When you look at this 5-year-old, he plays like a typical kid, and for the most part his parents say he behaves like one too. His parents, Clay and Primrose Holland, said doctors diagnosed him with autism three years ago. And since that day, the Hollands haven’t stopped working to treat their son’s autism.


“What’s this called?” Primrose Holland asked her son as he squished clay between each finger as part of his 40-hour per week therapy. Primrose and Clay Holland have turned their basement into a make-shift classroom for their son for the past three years.

“I’ll do pictures of strawberries,” said Primrose Holland. “I will do any kind of scents where I can get the smell, you know an apple, an orange or banana.”


By targeting those sensory deprived areas in the brain, using sensory-enriched exercise, Mendability therapists said the treatment helps a child with autism process things quicker and focus a little faster.

“What I’ve seen is things just started clicking with him,” said Primrose Holland.And researchers are starting to pay attention to this type of treatment.

In a 2013 article published by the American Psychological Association, researchers at the University of California-Irvine tested 28 boys diagnosed with autism. Half of the boys used standard exercise, including behavior, speech and social skills therapies, while the rest of the group added the new sensory-enrichment therapy.

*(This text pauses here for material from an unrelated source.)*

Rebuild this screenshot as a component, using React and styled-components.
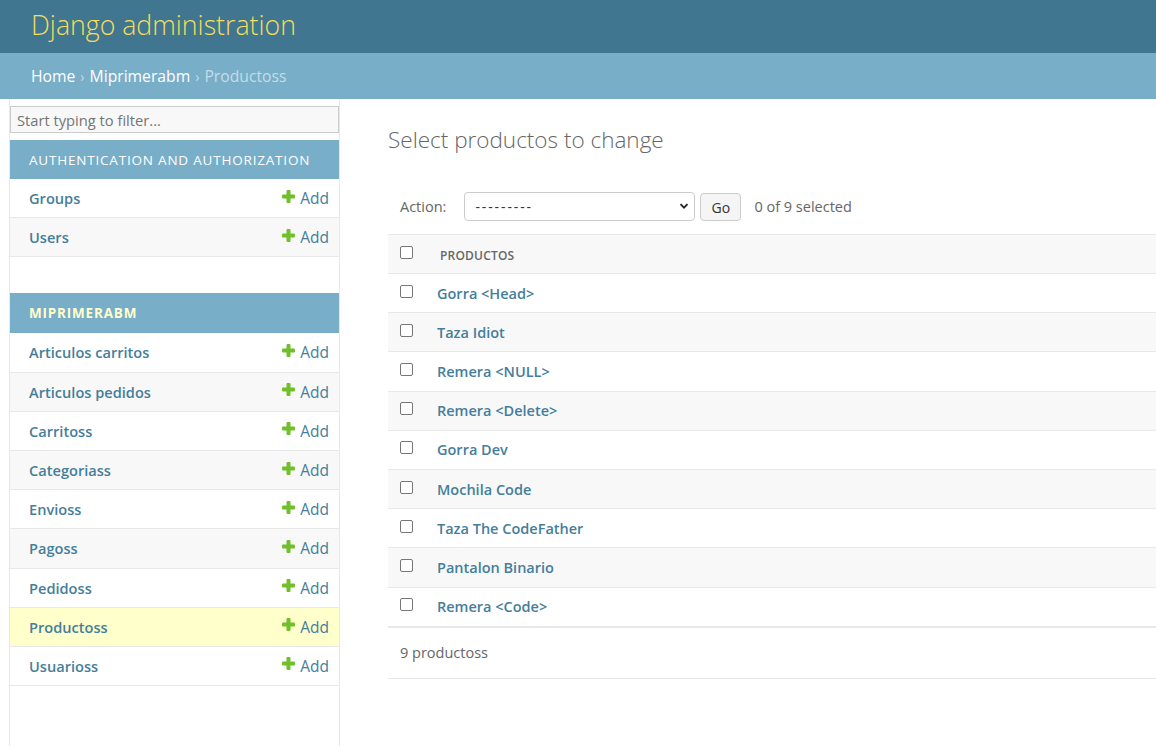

Researchers said after six months, parents of the boys using sensory enrichment exercises reported improvements in their child’s cognition. And 42 percent of that group reported improvement in the severity of their child’s autism symptoms.

“Now it’s (Mendability) opening his senses, opening his mind,” said Primrose Holland. “And he’s able to absorb things and he’s thinking on his own.”

The change in my son is welcomed improvement for Clay Holland.

“The way I put it, I declared war on autism,” he said. “And that we were going to do anything and everything possible to reach our goal of 100 percent recovery.”

For a father who has struggled for three years to connect with his son, Holland said that intense therapy has brought his boy a long way.

“He was repeating everything that he heard and it was completely non-functional,” he said. “He started spinning in circles, started walking on his tip toes, and there was no social interaction at all.”

Today, Holland said their family’s hard work has paid off.

“He’s been attending kindergarten in a neuro-typical class for the last month now since school started,” he said. “And it hasn’t been perfect, but we’re very, very pleased with the result.”

Those are results they said for a more promising future.